This is one of the most honest depictions of holiness I’ve read in a long time. We rarely admit it, but sanctification often feels like subtraction before it feels like strength. It doesn’t come wrapped in warmth, it comes in the form of a wilderness where everything familiar is stripped away until only God remains.
“A quiet shift where even my sins stopped recognizing me.”
That line stunned me. Because that’s exactly what holiness does, it disrupts the old patterns so deeply that the shadows that once knew our name can no longer claim us.
The ache of separation is real. Anyone who has walked through a season of consecration knows the sting: friends fall away, desires shift, rhythms break, prayers feel like they ricochet off the sky. It feels like forsakenness, but it’s actually the preparation of the inner room; the clearing out of every echo that competes with God’s voice.
In Scripture, every deep encounter with God happened in a place of isolation:
• Moses heard Him in a burning bush after decades in obscurity. • Elijah discerned His whisper only after the wind, earthquake, and fire went silent. • Hosea was told God would allure His people into the wilderness to speak tenderly to them. • And Jesus Himself met the Father most intimately in the lonely places.

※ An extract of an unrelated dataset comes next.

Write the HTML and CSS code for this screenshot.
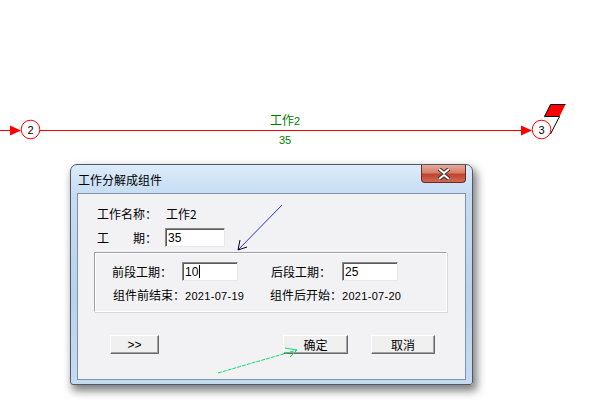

Holiness hurts because it requires undressing the soul, taking off the layers we used to survive with. But it is a wound that heals clean. It purges, purifies, and prepares us for a wholeness that comfort alone could never produce.
The truth is:
God sometimes feels most absent right before He becomes most real.
The silence is not neglect, it is recalibration.
The distance is not rejection, it is refinement.
The ache is not punishment, it is alignment.
You’re right: holiness is not a reward; it’s a response. It’s God answering a deeper prayer than the one we prayed; not for relief, but for resurrection.
This poem reminds me that when God “changes the frequency,” it’s because He intends to change me. And that is a healing worth hurting for.
Blessings!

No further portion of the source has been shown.